Emeklilik için yaş ve hizmet süresini tamamlamayan hekimlerin durumları farklıdır. Bu hekimler, 2829 sayılı Kanun uyarınca, kamu hizmetinde geçen süreleri ile daha sonraki hizmet sürelerini (muayenehane, özel sağlık kuruluşu) birleştirmek suretiyle emekli olmaya hak kazanabilecektir. Emeklilik statüsünün değerlendirilmesinde ise, son 7 yıllık çalışmada, 3,5 yıl ve daha fazla süre için hangi statüde çalışma gerçekleşmiş ise bu statü dikkate alınacak, bu statü üzerinden emekli aylığı bağlanacaktır.

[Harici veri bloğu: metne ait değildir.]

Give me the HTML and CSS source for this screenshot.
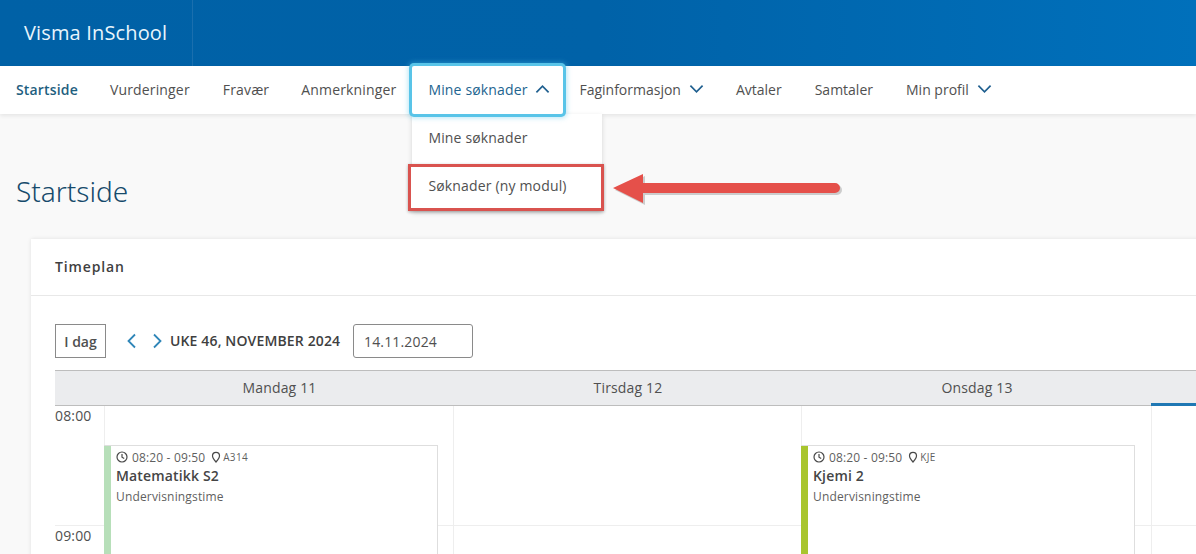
FILE: index.html
```html
<!DOCTYPE html>
<html lang="no">
<head>
<meta charset="utf-8">
<title>Visma InSchool</title>
<link rel="stylesheet" href="styles.css">
</head>
<body>
<header class="topbar">
  <div class="brand">Visma InSchool</div>
</header>
<nav class="nav">
  <a class="nav-item active">Startside</a>
  <a class="nav-item">Vurderinger</a>
  <a class="nav-item nudge">Fravær</a>
  <a class="nav-item">Anmerkninger</a>
  <div class="nav-menu">
    <a class="nav-item focused">Mine søknader
      <svg class="chev" viewBox="0 0 16 10"><path d="M1.5 8.5 8 2l6.500 6.500"/></svg>
    </a>
    <div class="dropdown">
      <a class="drop-item">Mine søknader</a>
      <a class="drop-item marked">Søknader (ny modul)</a>
    </div>
    <svg class="arrow" viewBox="0 0 235 36">
      <path class="arrow-shadow" d="M3 18 33 4V13H225a5 5 0 0 1 0 10H33V33Z"/>
      <path class="arrow-fill" d="M1 16 31 2V11H223a5 5 0 0 1 0 10H31V31Z"/>
    </svg>
  </div>
  <a class="nav-item tight">Faginformasjon
    <svg class="chev" viewBox="0 0 16 10"><path d="M1.5 1.5 8 8l6.500-6.500"/></svg>
  </a>
  <a class="nav-item tight">Avtaler</a>
  <a class="nav-item tight nudge">Samtaler</a>
  <a class="nav-item tight nudge">Min profil
    <svg class="chev" viewBox="0 0 16 10"><path d="M1.5 1.5 8 8l6.500-6.500"/></svg>
  </a>
</nav>
<main class="main">
  <h1 class="title">Startside</h1>
  <section class="card">
    <h2 class="card-title">Timeplan</h2>
    <div class="card-body">
      <div class="toolbar">
        <button class="today">I dag</button>
        <div class="pager">
          <svg class="pager-icon" viewBox="0 0 10 16"><path d="M8 1.500 1.500 8 8 14.500"/></svg>
          <svg class="pager-icon" viewBox="0 0 10 16"><path d="M2 1.500 8.500 8 2 14.500"/></svg>
        </div>
        <strong class="week">UKE 46, NOVEMBER 2024</strong>
        <div class="date">14.11.2024</div>
      </div>
      <div class="cal">
        <div class="cal-head">
          <div class="head-gutter"></div>
          <div class="head-day">Mandag 11</div>
          <div class="head-day">Tirsdag 12</div>
          <div class="head-day">Onsdag 13</div>
          <div class="head-day today-col"></div>
        </div>
        <div class="cal-body">
          <div class="hours">
            <div class="hour">08:00</div>
            <div class="hour">09:00</div>
          </div>
          <div class="day">
            <article class="event light">
              <div class="meta">
                <svg class="ico" viewBox="0 0 12 12"><circle cx="6" cy="6" r="5"/><path d="M6 3v3.200l2.200 1.400"/></svg>
                <span>08:20 - 09:50</span>
                <svg class="ico pin" viewBox="0 0 10 12"><path d="M5 11C3 8.800 1.500 7 1.500 4.800a3.500 3.500 0 0 1 7 0C8.500 7 7 8.800 5 11Z"/></svg>
                <span class="room">A314</span>
              </div>
              <div class="subject">Matematikk S2</div>
              <div class="kind">Undervisningstime</div>
            </article>
          </div>
          <div class="day"></div>
          <div class="day">
            <article class="event lime">
              <div class="meta">
                <svg class="ico" viewBox="0 0 12 12"><circle cx="6" cy="6" r="5"/><path d="M6 3v3.200l2.200 1.400"/></svg>
                <span>08:20 - 09:50</span>
                <svg class="ico pin" viewBox="0 0 10 12"><path d="M5 11C3 8.800 1.500 7 1.500 4.800a3.500 3.500 0 0 1 7 0C8.500 7 7 8.800 5 11Z"/></svg>
                <span class="room">KJE</span>
              </div>
              <div class="subject">Kjemi 2</div>
              <div class="kind">Undervisningstime</div>
            </article>
          </div>
          <div class="day"></div>
        </div>
      </div>
    </div>
  </section>
</main>
</body>
</html>
```

FILE: styles.css
```css
* { box-sizing: border-box; }
html, body { margin: 0; height: 100%; overflow: hidden; }
body {
  width: 1196px;
  height: 554px;
  background: #f9f9f9;
  color: #505050;
  font-family: "Open Sans", "Noto Sans", sans-serif;
  font-size: 14px;
  letter-spacing: .16px;
}
.topbar {
  height: 66px;
  background: linear-gradient(90deg, #0061a6 0%, #0062a8 50%, #0070bb 100%);
  display: flex;
}
.brand {
  width: 193px;
  padding-left: 24px;
  border-right: 1px solid #1a6fae;
  color: #e8f5fc;
  font-size: 20px;
  line-height: 65px;
  letter-spacing: .15px;
}
.nav {
  height: 48px;
  background: #fff;
  display: flex;
  align-items: center;
  box-shadow: 0 2px 4px rgba(0, 0, 0, .08);
  position: relative;
  z-index: 2;
}
.nav-item {
  display: flex;
  align-items: center;
  gap: 8px;
  height: 48px;
  padding: 0 16px 2px;
  white-space: nowrap;
  color: #505050;
}
.nav-item.active { color: #1f5f7f; font-weight: 600; }
.nudge { margin-left: 1px; }
.tight { letter-spacing: 0; }
.nav-menu { position: relative; }
.nav-item.focused {
  color: #22648f;
  width: 151px;
  gap: 7px;
  padding-right: 0;
  background: #fff;
  border-radius: 2px;
  position: relative;
  z-index: 3;
  box-shadow: 0 0 0 3px #59c4e8, 0 0 5px 4px rgba(79, 192, 230, .4);
}
.chev { width: 15px; height: 10px; flex: none; }
.chev path { fill: none; stroke: #1f5f8f; stroke-width: 1.8; }
.dropdown {
  position: absolute;
  left: 0;
  top: 48px;
  width: 190px;
  background: #fff;
  box-shadow: 0 2px 5px rgba(0, 0, 0, .15);
}
.drop-item {
  display: block;
  height: 48px;
  padding: 0 16px;
  line-height: 48px;
  white-space: nowrap;
}
.drop-item.marked {
  height: 47px;
  margin: 2px 0 0 -4px;
  width: 196px;
  padding-left: 17px;
  line-height: 38px;
  border: 3px solid #d9534f;
  box-shadow: 0 1px 3px rgba(0, 0, 0, .3);
  background: #fff;
}
.arrow {
  position: absolute;
  left: 200px;
  top: 106px;
  width: 235px;
  height: 36px;
}
.arrow-shadow { fill: rgba(0, 0, 0, .18); }
.arrow-fill { fill: #e5504a; }
.main { height: 440px; padding-left: 16px; overflow: hidden; }
.title {
  margin: 0;
  padding-top: 59px;
  height: 125px;
  font-family: "Noto Sans", sans-serif;
  font-weight: 300;
  font-size: 28px;
  line-height: 36px;
  letter-spacing: 0;
  color: #164a6b;
}
.card {
  margin-left: 15px;
  margin-right: -16px;
  height: 320px;
  background: #fff;
  box-shadow: 0 0 4px rgba(0, 0, 0, .1);
  overflow: hidden;
}
.card-title {
  margin: 0;
  height: 57px;
  padding-left: 24px;
  border-bottom: 1px solid #e8e8e8;
  font-size: 14px;
  font-weight: 600;
  line-height: 56px;
  letter-spacing: .85px;
  color: #3f3f3f;
}
.card-body { padding: 28px 0 0 24px; }
.toolbar { display: flex; align-items: center; height: 34px; }
.today {
  width: 51px;
  height: 34px;
  padding: 0;
  border: 1px solid #8a8a8a;
  background: #fff;
  color: #505050;
  font: 600 14px "Open Sans", sans-serif;
}
.pager { display: flex; gap: 15px; margin: 0 8px 0 21px; }
.pager-icon { width: 10px; height: 16px; }
.pager-icon path { fill: none; stroke: #2f86b8; stroke-width: 1.8; }
.week {
  width: 183px;
  padding-bottom: 2px;
  font-size: 14px;
  font-weight: 600;
  letter-spacing: .14px;
  color: #3f3f3f;
  white-space: nowrap;
}
.date {
  width: 120px;
  height: 34px;
  padding-left: 10px;
  border: 1px solid #8a8a8a;
  border-radius: 3px;
  line-height: 33px;
}
.cal { margin-top: 12px; }
.cal-head {
  display: grid;
  grid-template-columns: 49px 349px 348px 350px 1fr;
  height: 36px;
  background: #ebecee;
  border-top: 1px solid #bdbdbd;
  border-bottom: 1px solid #bdbdbd;
}
.head-day { padding-left: 2px; text-align: center; line-height: 33px; }
.today-col { border-bottom: 3px solid #1f78b4; height: 35px; }
.cal-body {
  display: grid;
  grid-template-columns: 49px 349px 348px 350px 1fr;
  height: 200px;
  background: linear-gradient(#eee, #eee) 0 119px / 100% 1px no-repeat;
}
.hour { height: 120px; line-height: 20px; }
.day { border-left: 1px solid #eee; padding-top: 39px; }
.event {
  width: 334px;
  height: 160px;
  margin-left: -1px;
  padding: 3px 0 0 12px;
  background: #fff;
  border: 1px solid #dedede;
  border-left-width: 0;
}
.event.light { box-shadow: inset 7px 0 0 #b7dfb9; }
.event.lime { box-shadow: inset 7px 0 0 #a8c52e; }
.meta { display: flex; align-items: center; height: 16px; font-size: 12px; color: #5f5f5f; letter-spacing: .15px; }
.ico { width: 12px; height: 12px; flex: none; margin-right: 4px; }
.ico circle, .ico path { fill: none; stroke: #494949; stroke-width: 1.2; }
.ico.pin { width: 10px; margin-left: 6px; margin-right: 2px; }
.room { font-size: 10px; letter-spacing: .3px; }
.subject { margin-top: 1px; font-size: 14px; font-weight: 600; line-height: 20px; color: #454545; }
.kind { margin-top: 2px; font-size: 12px; line-height: 18px; color: #5f5f5f; }
```
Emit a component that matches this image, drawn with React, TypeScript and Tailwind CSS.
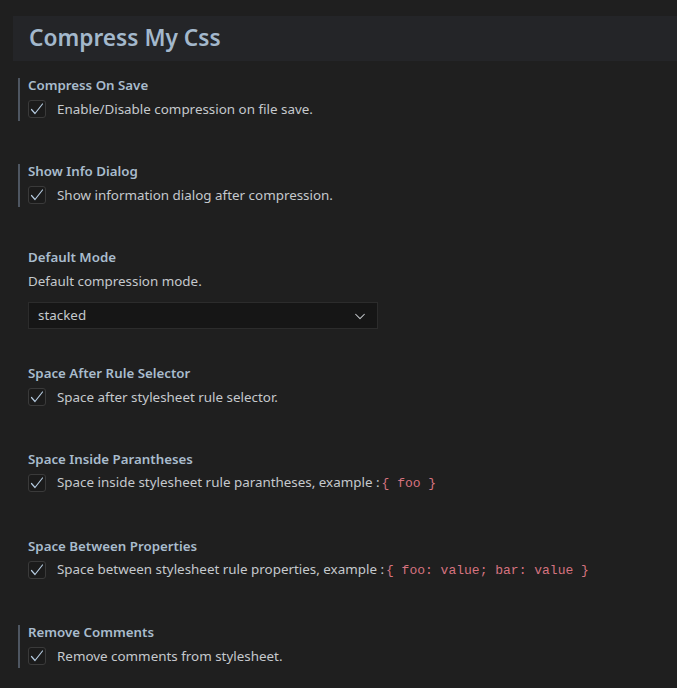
import React from "react";

const font = { fontFamily: '"Noto Sans", "Liberation Sans", sans-serif' };

function Check() {
  return (
    <div className="w-[18px] h-[18px] shrink-0 rounded-[3px] border border-[#3a3a3a] bg-[#1b1b1b] flex items-center justify-center">
      <svg width="16" height="16" viewBox="0 0 16 16" fill="none">
        <path d="M2.5 8.5 L6 12.5 L13.5 3" stroke="#b5cbe0" strokeWidth="1.2" strokeLinecap="round" strokeLinejoin="round" />
      </svg>
    </div>
  );
}

function Code({ children }: { children: React.ReactNode }) {
  return (
    <span className="text-[#d6737f] text-[13px] px-[2px]" style={{ fontFamily: '"Liberation Mono", monospace' }}>
      {children}
    </span>
  );
}

function BoolItem({ title, desc, marked, mt }: { title: string; desc: React.ReactNode; marked?: boolean; mt: string }) {
  return (
    <div className={`${mt} ml-[18px] border-l-2 ${marked ? "border-[#4e5661]" : "border-transparent"} pl-[8px] pb-[3px]`}>
      <div className="text-[13.3px] leading-[14px] font-semibold text-[#a9bccd]">{title}</div>
      <div className="mt-[8px] h-[18px] flex items-center">
        <Check />
        <div className="ml-[11px] text-[13.4px] text-[#c5c9cd] whitespace-nowrap">{desc}</div>
      </div>
    </div>
  );
}

export default function App() {
  return (
    <div className="w-[677px] h-[688px] bg-[#1f1f1f] overflow-hidden pt-[16px]" style={font}>
      <div className="ml-[13px] h-[45px] bg-[#242528] flex items-center pl-[16px]">
        <span className="text-[22.7px] font-semibold text-[#a3b8cc] leading-none">Compress My Css</span>
      </div>
      <BoolItem mt="mt-[17px]" marked title="Compress On Save" desc="Enable/Disable compression on file save." />
      <BoolItem mt="mt-[43px]" marked title="Show Info Dialog" desc="Show information dialog after compression." />
      <div className="mt-[43px] ml-[18px] border-l-2 border-transparent pl-[8px]">
        <div className="text-[13.3px] leading-[14px] font-semibold text-[#a9bccd]">Default Mode</div>
        <div className="mt-[8px] h-[18px] flex items-center text-[13.4px] text-[#c5c9cd]">Default compression mode.</div>
        <div className="mt-[12px] w-[350px] h-[27px] bg-[#161616] border border-[#2c2c2c] flex items-center justify-between pl-[9px] pr-[10px]">
          <span className="text-[13.4px] text-[#c5c9cd]">stacked</span>
          <svg width="14" height="14" viewBox="0 0 16 16" fill="none">
            <path d="M3 6 L8 11 L13 6" stroke="#c5c9cd" strokeWidth="1.2" strokeLinecap="round" strokeLinejoin="round" />
          </svg>
        </div>
      </div>
      <BoolItem mt="mt-[37px]" title="Space After Rule Selector" desc="Space after stylesheet rule selector." />
      <BoolItem mt="mt-[43px]" title="Space Inside Parantheses" desc={<>Space inside stylesheet rule parantheses, example :<Code>{"{ foo }"}</Code></>} />
      <BoolItem mt="mt-[44px]" title="Space Between Properties" desc={<>Space between stylesheet rule properties, example :<Code>{"{ foo: value; bar: value }"}</Code></>} />
      <BoolItem mt="mt-[43px]" marked title="Remove Comments" desc="Remove comments from stylesheet." />
    </div>
  );
}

11-) Muayenehanemizi Kapatırsak ve Üniversiteye Dönersek, Daha Sonra Anayasa Mahkemesi Yasayı İptal Ederse Eski Muayenehanemde Çalışmaya Devam Edebilir Miyim ?
Muayenehane açılış ve kapanış işlemleri, Ayakta Teşhis ve Tedavi Yapılan Özel Sağlık Kuruluşları Hakkında Yönetmelik Hükümlerine göre yapılmaktadır. Muayenehane kapanış işlemleri yapıldığı takdirde, yeniden muayenehane açmak isteyen hekimin yönetmelikte belirtilen koşulları sağlayarak yeni bir başvuru yapması gerekmektedir. Anayasa Mahkemesi tarafından verilecek iptal kararı, önceki muayenehane faaliyetinin devamını sağlamayacaktır.